Is there too much training?

Question from Parent:

Is there too much training? Sometimes I feel that coaches big-up the childs skills to get the parent to send them to more coaching lessons. Often when they go to these additional coaching lessons, there can 20 other kids on the ice with 2-3 coaches on the ice - how does this benefit the child doing this additional coaching? I personally feel it is a bit of a con so the coached get more cash. At a young age (10) should they be doing training 5-6 days a week - is this good for their body growth? I am new to Canada so I am unsure if this is normal practice? Any light you can provide on this would be great. Thanks

My Answer

Well, first, it's a highly subjective question. You will get many different answers from many different people. I'm sure there are some coaches that use extra sessions as a cash grab, but the reality is that most kids will improve the more they skate, even if they're not getting a lot of one-on-one coach attention. Group stroking sessions can be very effective if the skaters take them seriously and work hard at them. A little correction with a lot of group practice can improve skills so I don't mind seeing 20 kids and one coach if the coach has them all engaged.

As to how many days to train, that is very dependant on the skater and where they are in their development. I'd recommend reviewing the Skate Canada Long Term Athlete Development document. It has a lot of information about athlete development and has some guidelines on how much a skater should be training at various ages and stages of their development. I'm assuming a lot of research went into this document so it's probably your best objective reference.

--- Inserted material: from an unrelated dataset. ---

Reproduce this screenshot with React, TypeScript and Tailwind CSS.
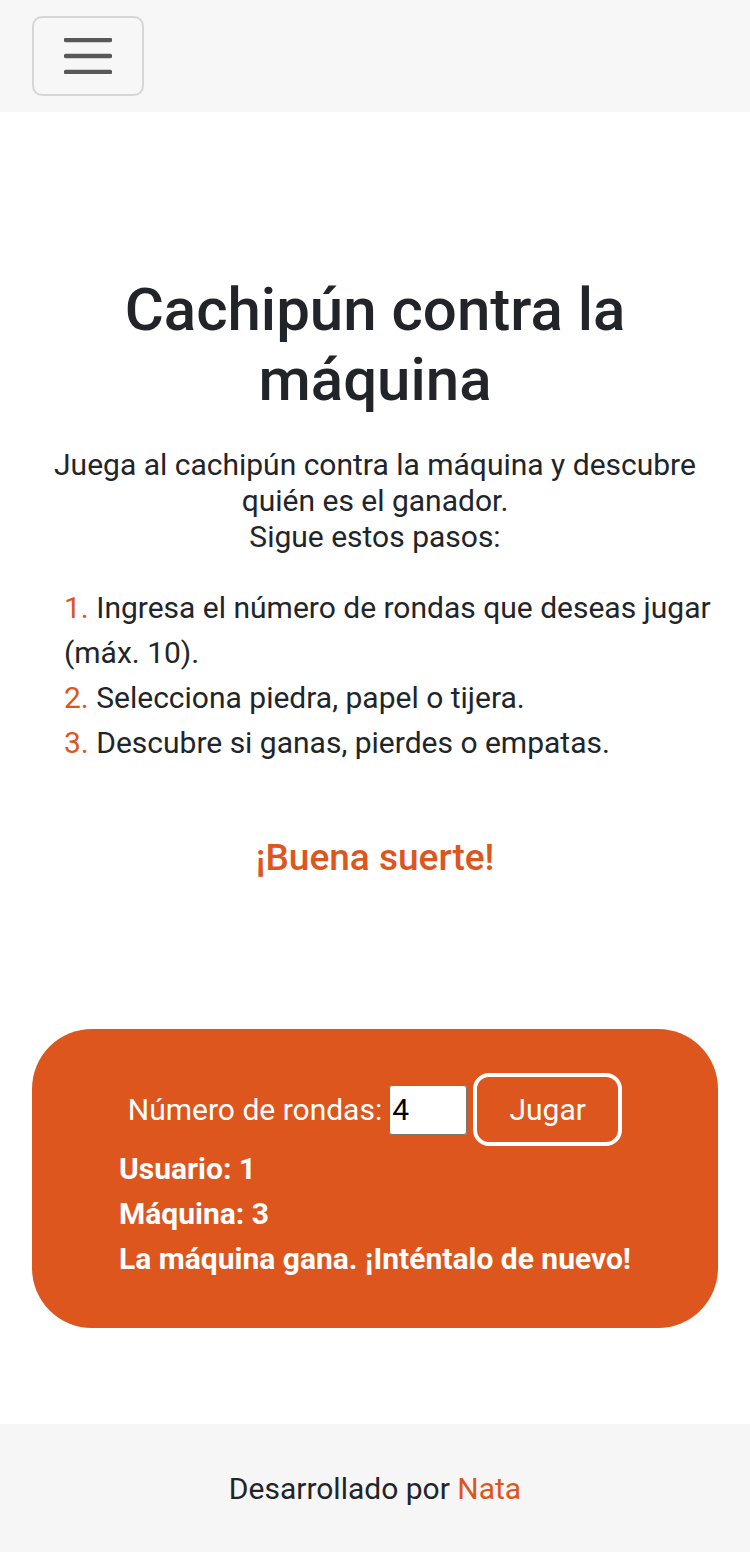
import React, { useState } from 'react';

const ORANGE = 'text-[#dc561e]';

const App: React.FC = () => {
  const [rounds, setRounds] = useState('4');

  return (
    <div className="min-h-screen w-full bg-white text-[#212529] font-['Roboto',sans-serif]">
      {/* Top bar */}
      <header className="h-[112px] bg-[#f7f7f7] px-8 py-4">
        <button className="w-[112px] h-[80px] rounded-[10px] border-2 border-[#d6d6d6] flex items-center justify-center">
          <svg width="48" height="36" viewBox="0 0 48 36">
            <g stroke="#595959" strokeWidth="4.5" strokeLinecap="round">
              <line x1="2" y1="2" x2="46" y2="2" />
              <line x1="2" y1="18" x2="46" y2="18" />
              <line x1="2" y1="34" x2="46" y2="34" />
            </g>
          </svg>
        </button>
      </header>

      <main className="px-8 pt-[163px]">
        <h1 className="text-[60px] leading-[70px] font-medium text-center">Cachipún contra la máquina</h1>

        <p className="mt-8 text-[30px] leading-[36px] text-center">
          Juega al cachipún contra la máquina y descubre quién es el ganador.
          <br />
          Sigue estos pasos:
        </p>

        <ol className="mt-[30px] pl-8 text-[30px] leading-[45px]">
          <li><span className={ORANGE}>1.</span> Ingresa el número de rondas que deseas jugar (máx. 10).</li>
          <li><span className={ORANGE}>2.</span> Selecciona piedra, papel o tijera.</li>
          <li><span className={ORANGE}>3.</span> Descubre si ganas, pierdes o empatas.</li>
        </ol>

        <p className={`mt-[74px] text-[37px] leading-[38px] font-medium text-center ${ORANGE}`}>¡Buena suerte!</p>

        {/* Game panel */}
        <section className="mt-[152px] rounded-[60px] bg-[#dc561e] text-white pt-[44px] pb-[47px]">
          <div className="flex items-center justify-center">
            <label className="text-[30px]">Número de rondas:</label>
            <input
              type="number"
              value={rounds}
              onChange={(e) => setRounds(e.target.value)}
              className="ml-[7px] w-[78px] h-[50px] bg-white text-black text-[30px] pl-[2px] border border-[#767676] rounded-[3px] outline-none [appearance:textfield] [&::-webkit-inner-spin-button]:appearance-none"
            />
            <button className="ml-[6px] w-[149px] h-[73px] rounded-[16px] border-4 border-white text-[30px] text-white">
              Jugar
            </button>
          </div>
          <div className="flex justify-center">
            <div className="text-[30px] leading-[45px] font-bold">
              <p>Usuario: 1</p>
              <p>Máquina: 3</p>
              <p>La máquina gana. ¡Inténtalo de nuevo!</p>
            </div>
          </div>
        </section>
      </main>

      <footer className="mt-[96px] h-[128px] bg-[#f6f6f6] flex items-center justify-center text-[30px]">
        <p>
          Desarrollado por <span className={ORANGE}>Nata</span>
        </p>
      </footer>
    </div>
  );
};

export default App;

My daughter was skating 5 times a week when she was 10 and competing as a pre-juvenile. She was combining that with 3 or 4 45-minute off-ice training sessions that were specific to figure skating (stretching, core strengthing, conditioning). Some kids at the same age and level skate quite a bit more, some skate less. My daughter wasn't getting burned out physically or mentally with this level of training and was showing good improvement so we felt it was the right level of training for her. She sustained no injuries at this training level and seemed very structurally healthy. No issues with joints, muscles or bones. For two weeks of skate camp in the summer she trainined 9 hours on the ice and 10 off. I wouldn't recommend keeping that up for the whole year at that age but some kids do.

I'm definitely not an expert on youth physical development but I believe that kids shouldn't be using free weights or weight machines. My daughter's off-ice training is based on isometrics and exercises that work their body against gravity or against other muscles which I think is a healthy approach. Maybe there's a time when weights are necessary but I don't know when that is.

I think it's also important to have a balanced training program on the ice. If a skater is focusing on a small set of skills, there is probably a higher risk of repetitive stress injury.